In closing, I must question why it does not appear as though MVRCS is being held to the same standards, laws, regulations, expectations that govern our charter schools and schools in general. I thank you for your time and attention to these matters and look forward to your response to the same.


  1. Did the school REALLY spend almost $200,000.00 on travel and 'other' expenses (whatever THAT means)???? Where are they going and what are they doing there?
    What are fringe benefits? Can I get some?
    Recruitment and Advertising - 91,304?? Is it because of the high turnover rate? I checked out Malden, they don't have any recruitment expenses!

  2. If there fringe benefits are almost $1 million why is it that they don't have to detail what they are? I don't understand this at all unless it's like the perks that the big banks have given to all the CEO's. Unbelievable!!!!!!!

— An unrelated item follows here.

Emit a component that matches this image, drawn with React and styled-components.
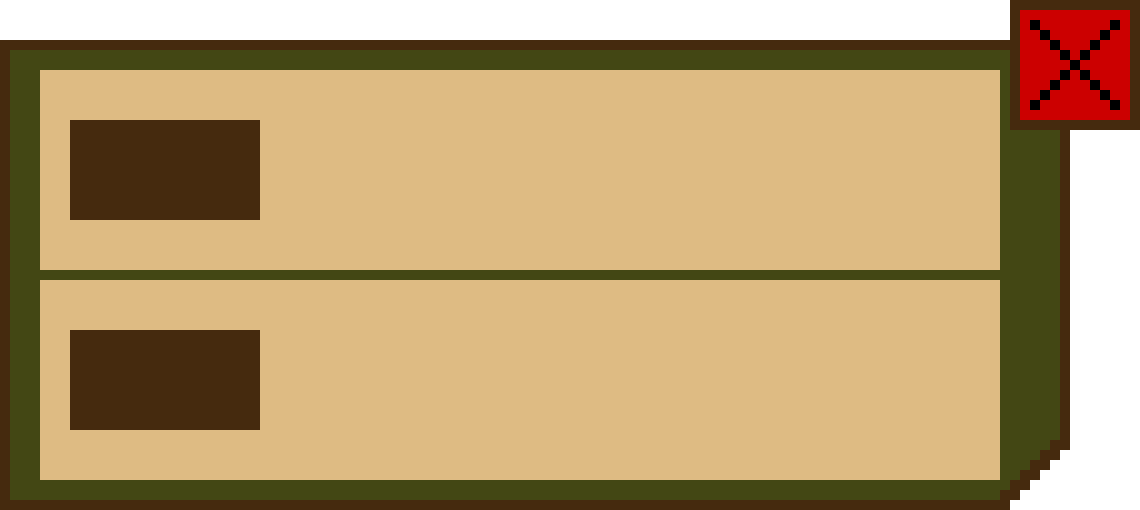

  3. Per the line item description it is for:
    "Employee unemployment, health, and life insurance premiums or payments, and worker's compensation or other benefits, paid by the school for the benefit of the employee."
    But the FY09 report filed with the DESE is not published yet. According to the schools annual report for fy09 the group insurance is apprx 779,000.00 and 'fringe benefits' (with no further description) is appx. 27,000.00.
    I'm not sure what it is but fringe benefits are not the same as incentives compensation (which is estimated at 540,184.00 for fy10). The difficult part is that the DESE only has FY07 and FY08 online so it is difficult to determine if the schools annual report aligns with the numbers the DESE has.

  4. The $27,000.00 could be the loan forgiveness for Dr. McCleary.

  5. No, the 40,000 had a 3 year forgiveness which isn't 27,000.00. Besides, that would go into 'Incentive Compensation', not fringe benefits.
    Also, saw a 'stipend' listed but not sure what or who that was for (could have been something else).

  6. Funny, they were going to charge Brenda Boute a few hundred dollars to produce the payroll records, and if you ask for a copy of the minutes, they charge for it. YET, they have an expense of $149,244 for "Salaries for administrative support personnel who prepare, transcribe, systematize or preserve communications, records and transactions". Wonder who does that job?

  7. Wow, and then another $136,646.00 for "Salaries for administrative support personnel who prepare, transcribe, systematize or preserve communications, records and transactions' under Instructional services. (the first one was for 'other administration'....wonder what the difference is and what or who is costing so much!

  8. Pupil Services ----
    Contracted professional services and related costs, including stipends. $12,454.00

    Contracted professional services and related costs incurred by the school; $405,000.00

    Contracted professional services and related costs, including stipends. $269,082.00

    Contracted professional services and related costs, including stipends. $243,024.00

    Contracted professional services and related costs, including stipends, for extracurricular/club activities. $119,287.00

  9. Teachers might take issue with this one...$211,099.00 for Professional Development (and that isn't including the wonderful food at the Moose or the book/article group discussion that Dr. McCleary conducts).

  10. Love these financial records....really makes you wonder as it sounds like they have a staff of 300!

  11. Per the audit report it is only 12,222 or 13,333 within any one year(loan forgiveness for Dr. McCleary):

    Also, an incentive loan of $40,000.00 was provided to the Superintendent during fiscal year 2008. The loan has a three year term, with no stated interest rate and one third will be forgiven every year that the Superintendent remains at the School. The incentive load was recorded as a note receivable in the Statement of Net Assets at June 30, 2008 and will be amortized annually over three years. The school amortized $13,333 and $12,222 of the incentive loan to the Superintendent’s compensation during the year ended June 30, 2009 and 2008, repectively.